Amazon e Microsoft hanno raggiunto un importante accordo che, oltre a permettere ad entrambe le parti di investire tempo e denaro in nuove soluzioni, tiene lontano dalle parti pericolose frizioni sul piano legale. L’accordo, infatti, è relativo ad uno scambio di brevetti relativi a Kindle ed all’uso di server Linux.
L’assenza di dettagli sull’accordo impedisce di valutare esattamente la natura e la caratura dell’intesa, ma appare evidente il mutuo vantaggio derivato sotto più punti di vista. Amazon, a quanto pare, avrebbe messo in campo parte dei brevetti su cui ha costruito il progetto Kindle; Microsoft, per contro, avrebbe ottenuto un non meglio precisato riconoscimento economico ad integrazione del pacchetto di brevetti messo a disposizione. Il commento di Horacio Gutierrez, responsabile Microsoft per la proprietà intellettuale del gruppo, punta però soprattutto sull’immagine complessiva dell’accordo, il quale mette le due aziende dalla stessa parte della barricata dopo che già la battaglia legale contro Google Books aveva avvicinato i rispettivi team legali: «Il portfolio brevetti Microsoft è tra i più vasti e forti dell’industria del software, e questo accordo dimostra il mutuo rispetto per la proprietà intellettuale così come l’abilità nel ricercare soluzioni pragmatiche per la risoluzione di problemi relativi alla proprietà intellettuale stessa sia riguardo a software proprietario che a software open source».
Della partnership si conosce pertanto la facciata, ma nulla più. Tra le righe sembra di poter leggere un nuovo buffetto a Linux, un richiamo a quei brevetti che più volte Microsoft ha sbandierato di fronte al pinguino senza che mai la vicenda giungesse a qualcosa di più serio che non una guerriglia verbale a distanza. Amazon potrebbe aver chiuso ogni vertenza in tema Linux tramite questo accordo, ma potrebbe anche aver abbozzato intese sotto molti altri punti di vista (i brevetti Microsoft passano dalla telefonia al gaming, dal touchscreen al cloud computing); Microsoft per contro potrebbe avere malcelati interessi in ambito Kindle, oppure più espressamente nel mercato ove Azure coltiva serie velleità di successo. Dalle parti, però, non trapela nulla di ulteriore e per questo motivo tali indicazioni sono al momento destinate a rimanere semplici ipotesi.

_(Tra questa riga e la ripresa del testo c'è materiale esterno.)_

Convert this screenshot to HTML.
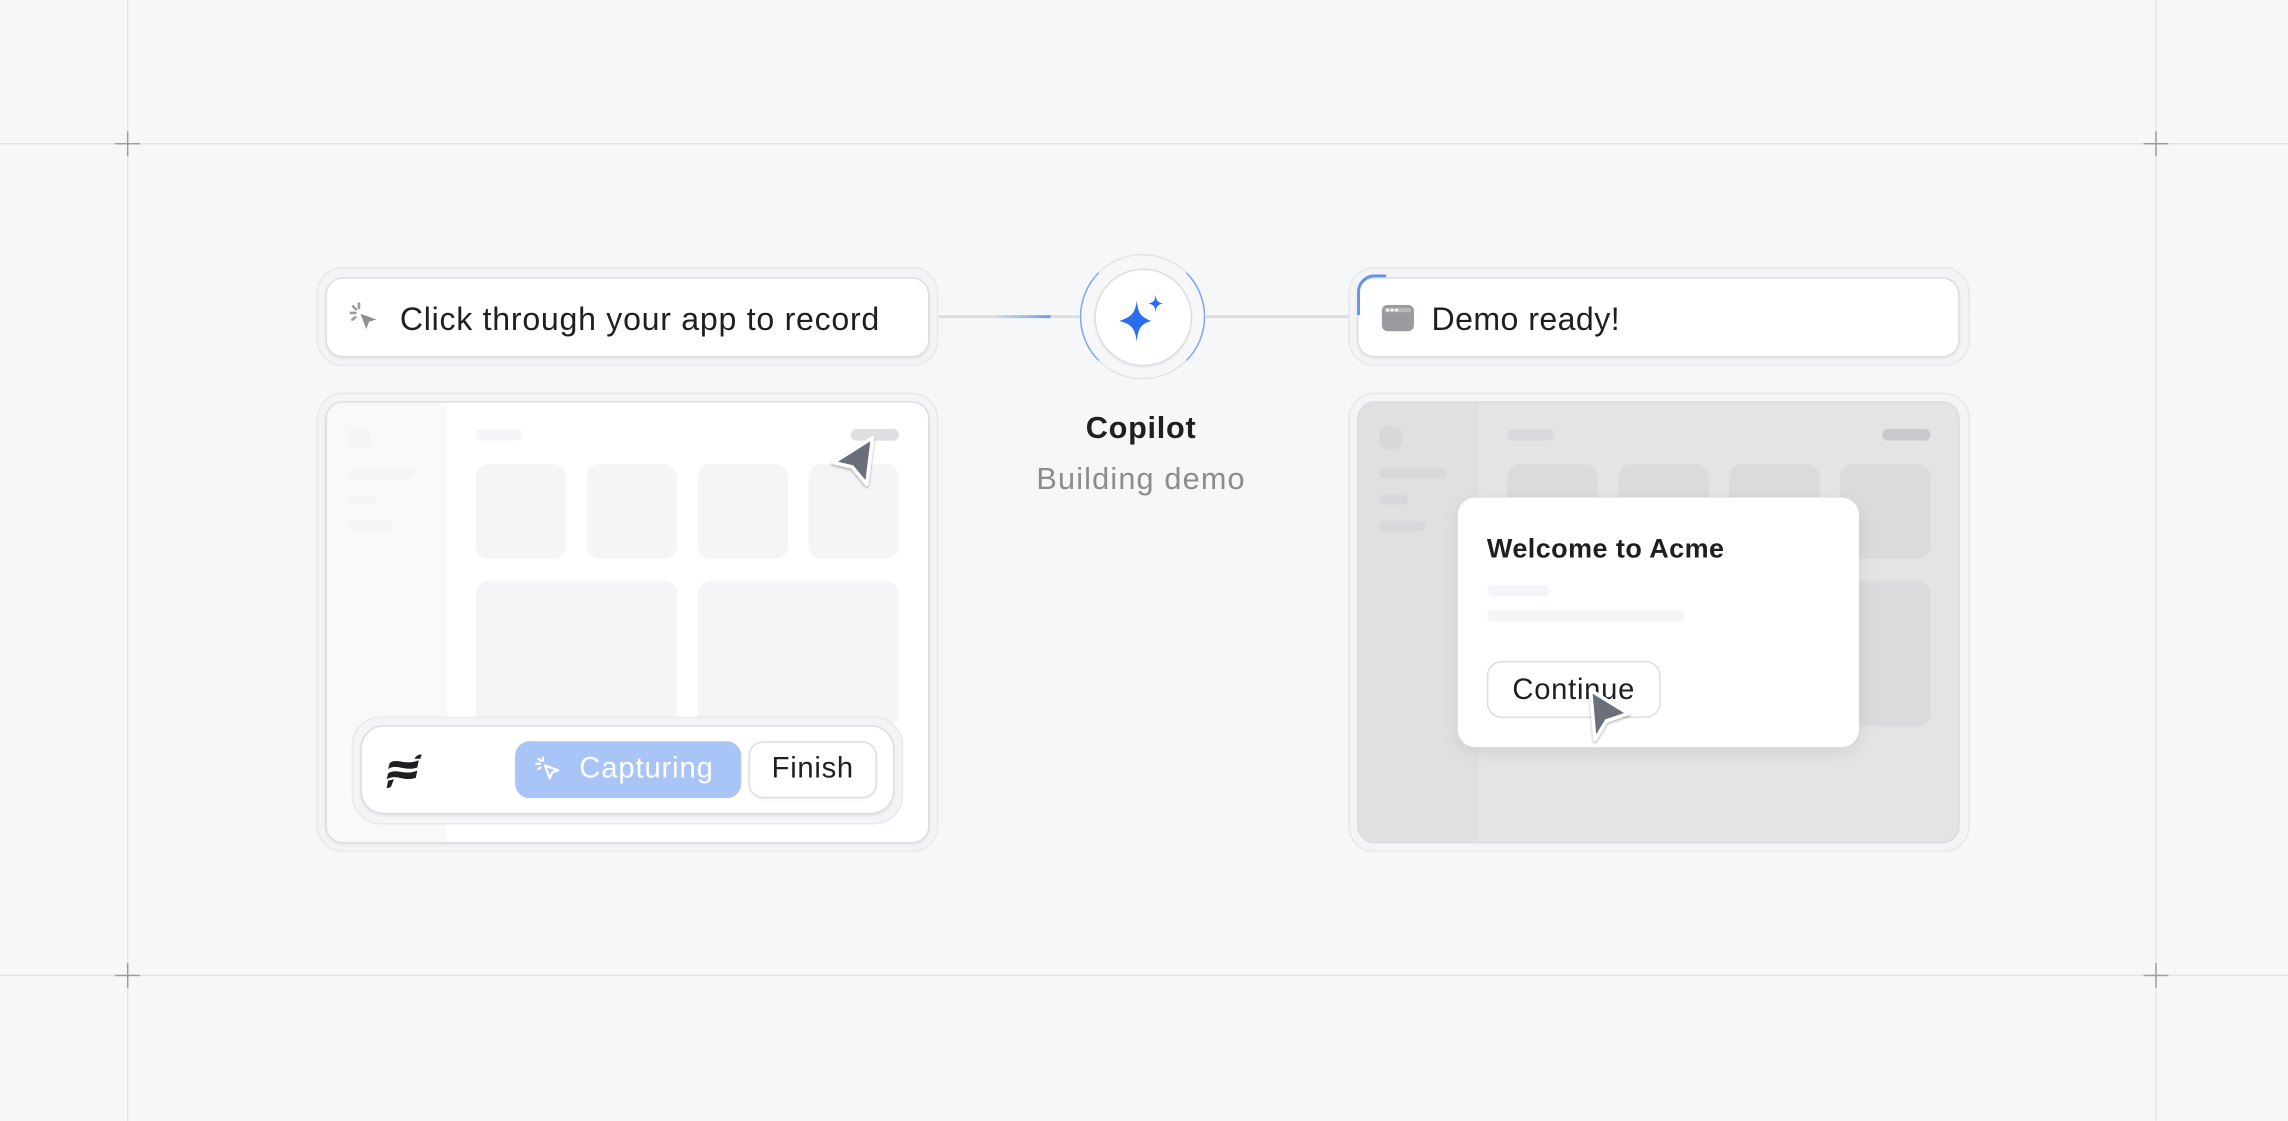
<!DOCTYPE html>
<html><head><meta charset="utf-8"><style>
html,body{margin:0;padding:0;background:#f6f7f9;overflow:hidden;width:2288px;height:1120px}
#s{position:absolute;left:0;top:0;width:1568px;height:768px;transform:scale(1.459184);transform-origin:0 0;font-family:"Liberation Sans",sans-serif;color:#1d1d1f}
.a{position:absolute;box-sizing:border-box}
.ring{border:1px solid #e6e8eb;background:#f3f4f6;border-radius:18px}
.card{background:#fff;border:1.5px solid #dcdde0;border-radius:12px;box-shadow:0 1px 2px rgba(0,0,0,.06)}
.sk{position:absolute;background:#f4f5f7;border-radius:5px}
.sk2{position:absolute;background:#dedfe1;border-radius:5px}
</style></head><body><div id="s">
<!-- grid -->
<div class="a" style="left:87px;top:0;width:1px;height:768px;background:#e2e4e8"></div>
<div class="a" style="left:1477px;top:0;width:1px;height:768px;background:#e2e4e8"></div>
<div class="a" style="left:0;top:98px;width:1568px;height:1px;background:#e2e4e8"></div>
<div class="a" style="left:0;top:668px;width:1568px;height:1px;background:#e2e4e8"></div>
<div class="a" style="left:79px;top:98px;width:17px;height:1px;background:#9a9ca0"></div><div class="a" style="left:87px;top:90px;width:1px;height:17px;background:#9a9ca0"></div>
<div class="a" style="left:1469px;top:98px;width:17px;height:1px;background:#9a9ca0"></div><div class="a" style="left:1477px;top:90px;width:1px;height:17px;background:#9a9ca0"></div>
<div class="a" style="left:79px;top:668px;width:17px;height:1px;background:#9a9ca0"></div><div class="a" style="left:87px;top:660px;width:1px;height:17px;background:#9a9ca0"></div>
<div class="a" style="left:1469px;top:668px;width:17px;height:1px;background:#9a9ca0"></div><div class="a" style="left:1477px;top:660px;width:1px;height:17px;background:#9a9ca0"></div>

<!-- connector line -->
<div class="a" style="left:643px;top:216px;width:707px;height:1.5px;background:#dcdee2"></div>
<div class="a" style="left:680px;top:215.5px;width:40px;height:2px;background:linear-gradient(90deg,rgba(100,150,240,0),#6b9cf0)"></div>

<!-- left pill -->
<div class="a ring" style="left:217px;top:183px;width:426px;height:68px"></div>
<div class="a card" style="left:223px;top:190px;width:414px;height:55px"></div>
<svg class="a" style="left:238px;top:206px" width="24" height="24" viewBox="0 0 24 24"><g stroke="#9a9ca0" stroke-width="1.8" stroke-linecap="round"><path d="M8 2v3M2.5 8.5h3M4 4l2 2M3.5 13l2-1.5"/></g><path d="M9 9l11 4-5 1.5-2 5z" fill="#8e9094"/></svg>
<div class="a" style="left:274px;top:205px;font-size:22px;letter-spacing:.5px;line-height:27px;color:#1f1f22">Click through your app to record</div>

<!-- left panel -->
<div class="a ring" style="left:217px;top:269px;width:426px;height:315px"></div>
<div class="a card" style="left:223px;top:275px;width:414px;height:303px;overflow:hidden">
  <div class="a" style="left:0;top:0;width:82px;height:303px;background:#f8f9fa"></div>
  <div class="sk" style="left:14px;top:16px;width:16px;height:16px;border-radius:6px"></div>
  <div class="sk" style="left:14px;top:45px;width:46px;height:7px"></div>
  <div class="sk" style="left:14px;top:63px;width:20px;height:7px"></div>
  <div class="sk" style="left:14px;top:81px;width:32px;height:7px"></div>
  <div class="sk" style="left:102px;top:18px;width:32px;height:8px"></div>
  <div class="sk2" style="left:359px;top:18px;width:33px;height:8px"></div>
  <div class="sk" style="left:102px;top:42px;width:62px;height:65px;border-radius:9px"></div>
  <div class="sk" style="left:178px;top:42px;width:62px;height:65px;border-radius:9px"></div>
  <div class="sk" style="left:254px;top:42px;width:62px;height:65px;border-radius:9px"></div>
  <div class="sk" style="left:330px;top:42px;width:62px;height:65px;border-radius:9px"></div>
  <div class="sk" style="left:102px;top:122px;width:138px;height:100px;border-radius:9px"></div>
  <div class="sk" style="left:254px;top:122px;width:138px;height:100px;border-radius:9px"></div>
</div>
<svg class="a" style="left:565px;top:295px" width="40" height="42" viewBox="0 0 40 42"><path d="M33 5L6 22l13 3 10 12z" fill="#6a6f7a" stroke="#fff" stroke-width="2.5" stroke-linejoin="round" style="filter:drop-shadow(0 1px 1px rgba(0,0,0,.3))"/></svg>
<!-- toolbar -->
<div class="a" style="left:241px;top:491px;width:378px;height:74px;border:1px solid #e6e8eb;background:#f3f4f6;border-radius:20px"></div>
<div class="a card" style="left:247px;top:497px;width:366px;height:61px;border-radius:16px"></div>
<svg class="a" style="left:263px;top:514px" width="30" height="30" viewBox="0 0 30 30"><g fill="#1f1f22"><path d="M4 9C9 5 14 11 24 7L23 12C14 15 9 9 3 13z"/><path d="M3 16C9 12 14 18 23 14L22 19C13 22 9 16 2 20z"/><path d="M21 6C22 4 24 3 26 3L25 6z"/><path d="M3 21L7 20 5 25C4 26 3 26 2 26z"/></g></svg>
<div class="a" style="left:353px;top:508px;width:155px;height:39px;background:#a9c5f8;border-radius:10px"></div>
<svg class="a" style="left:366px;top:517px" width="20" height="20" viewBox="0 0 20 20"><g stroke="#fff" stroke-width="1.5" stroke-linecap="round" fill="none"><path d="M6 2v2.5M1.5 6.5h2.5M3 3l1.5 1.5M3 10l1.5-1"/><path d="M7.5 7.5l9 3.5-4 1.2-1.7 4.3z" stroke-linejoin="round"/></g></svg>
<div class="a" style="left:397px;top:515px;font-size:20px;letter-spacing:.6px;line-height:24px;color:#fff">Capturing</div>
<div class="a" style="left:513px;top:508px;width:88px;height:39px;background:#fff;border:1.5px solid #dcdde0;border-radius:10px;box-shadow:0 1px 2px rgba(0,0,0,.06);font-size:20px;letter-spacing:.5px;line-height:37px;text-align:center;color:#1f1f22">Finish</div>

<!-- copilot -->
<div class="a" style="left:740px;top:174px;width:86px;height:86px;border-radius:50%;border:1px solid #e2e4e8;border-left-color:#7ba5f2;border-right-color:#7ba5f2;background:#f6f7f9"></div>
<div class="a" style="left:749.5px;top:183.5px;width:67px;height:67px;border-radius:50%;background:#fff;border:1.5px solid #dcdde0;box-shadow:0 1px 2px rgba(0,0,0,.06)"></div>
<svg class="a" style="left:763px;top:198px" width="40" height="40" viewBox="0 0 40 40"><path d="M16 8C17 16 18 19 26 22 18 24 17 28 16 36 15 28 13 24 4 22 13 19 15 16 16 8z" fill="#2a6df0"/><path d="M29 4C29.5 8 30 9 34 10 30 11 29.5 12 29 16 28.5 12 28 11 24 10 28 9 28.5 8 29 4z" fill="#2a6df0"/></svg>
<div class="a" style="left:682px;top:281px;width:200px;text-align:center;font-size:21px;letter-spacing:.5px;font-weight:bold;line-height:25px;color:#1f1f22">Copilot</div>
<div class="a" style="left:672px;top:316px;width:220px;text-align:center;font-size:21px;letter-spacing:.8px;line-height:25px;color:#8b8c8f">Building demo</div>

<!-- right pill -->
<div class="a ring" style="left:924px;top:183px;width:426px;height:68px"></div>
<div class="a card" style="left:930px;top:190px;width:413px;height:55px"></div>
<div class="a" style="left:930px;top:188px;width:20px;height:28px;border-top:2px solid #5e93f0;border-left:2px solid #5e93f0;border-top-left-radius:12px;border-right:0;border-bottom:0"></div>
<svg class="a" style="left:946px;top:207px" width="24" height="22" viewBox="0 0 24 22"><rect x="1" y="2" width="22" height="18" rx="4" fill="#9a9b9e"/><rect x="3" y="4" width="18" height="3" rx="1" fill="#fff" opacity=".3"/><g fill="#fff"><circle cx="5" cy="5.5" r="1"/><circle cx="8" cy="5.5" r="1"/><circle cx="11" cy="5.5" r="1"/></g></svg>
<div class="a" style="left:981px;top:205px;font-size:22px;letter-spacing:.3px;line-height:27px;color:#1f1f22">Demo ready!</div>

<!-- right panel -->
<div class="a ring" style="left:924px;top:269px;width:426px;height:315px"></div>
<div class="a" style="left:930px;top:275px;width:413px;height:303px;border-radius:12px;background:#e4e4e5;border:1.5px solid #dadbdd;overflow:hidden">
  <div class="a" style="left:0;top:0;width:82px;height:303px;background:#e0e0e1"></div>
  <div class="sk2" style="left:14px;top:16px;width:16px;height:16px;border-radius:6px;background:#d8d8da"></div>
  <div class="sk2" style="left:14px;top:45px;width:46px;height:7px;background:#d8d8da"></div>
  <div class="sk2" style="left:14px;top:63px;width:20px;height:7px;background:#d8d8da"></div>
  <div class="sk2" style="left:14px;top:81px;width:32px;height:7px;background:#d8d8da"></div>
  <div class="sk2" style="left:102px;top:18px;width:32px;height:8px;background:#dadadc"></div>
  <div class="sk2" style="left:359px;top:18px;width:33px;height:8px;background:#c9c9cb"></div>
  <div class="sk2" style="left:102px;top:42px;width:62px;height:65px;border-radius:9px;background:#dbdbdd"></div>
  <div class="sk2" style="left:178px;top:42px;width:62px;height:65px;border-radius:9px;background:#dbdbdd"></div>
  <div class="sk2" style="left:254px;top:42px;width:62px;height:65px;border-radius:9px;background:#dbdbdd"></div>
  <div class="sk2" style="left:330px;top:42px;width:62px;height:65px;border-radius:9px;background:#dbdbdd"></div>
  <div class="sk2" style="left:102px;top:122px;width:138px;height:100px;border-radius:9px;background:#dbdbdd"></div>
  <div class="sk2" style="left:254px;top:122px;width:138px;height:100px;border-radius:9px;background:#dbdbdd"></div>
</div>
<div class="a" style="left:999px;top:341px;width:275px;height:171px;background:#fff;border-radius:12px;box-shadow:0 4px 12px rgba(0,0,0,.08)"></div>
<div class="a" style="left:1019px;top:365px;font-size:18.5px;letter-spacing:.3px;font-weight:bold;line-height:22px;color:#1f1f22">Welcome to Acme</div>
<div class="sk" style="left:1019px;top:401px;width:43px;height:8px"></div>
<div class="sk" style="left:1019px;top:418px;width:135px;height:8px"></div>
<div class="a" style="left:1019px;top:453px;width:119px;height:39px;border:1.5px solid #dcdde0;border-radius:10px;background:#fff;font-size:20px;letter-spacing:.5px;line-height:38px;text-align:center;color:#1f1f22">Continue</div>
<svg class="a" style="left:1084px;top:468px" width="40" height="44" viewBox="0 0 40 44"><path d="M6 5l3 34 8-13 15-5z" fill="#6a6f7a" stroke="#fff" stroke-width="2.5" stroke-linejoin="round" style="filter:drop-shadow(0 1px 1px rgba(0,0,0,.3))"/></svg>
</div></body></html>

Da tempo Microsoft sbandiera il proprio portfolio brevetti come una moneta di scambio, qualcosa su cui investire non tanto sul piano delle denunce, quanto più su di una sorta di “baratto” di proprietà intellettuale per chiudere accordi di reciproco interesse con gruppi terzi. Quel che è stato firmato in queste ore con Amazon, infatti, è qualcosa che ricalca quanto già avvenuto in passato con gruppi quali Apple, HP, LG, Nikon, Novell, Samsung o Fuji. Oltre ad una precisa strategia di mercato, per Redmond è questa anche una presa di posizione che esprime un principio chiaro: la proprietà intellettuale è un valore ineludibile, da monetizzarsi però sul mercato prima ancora che nelle aule di un tribunale.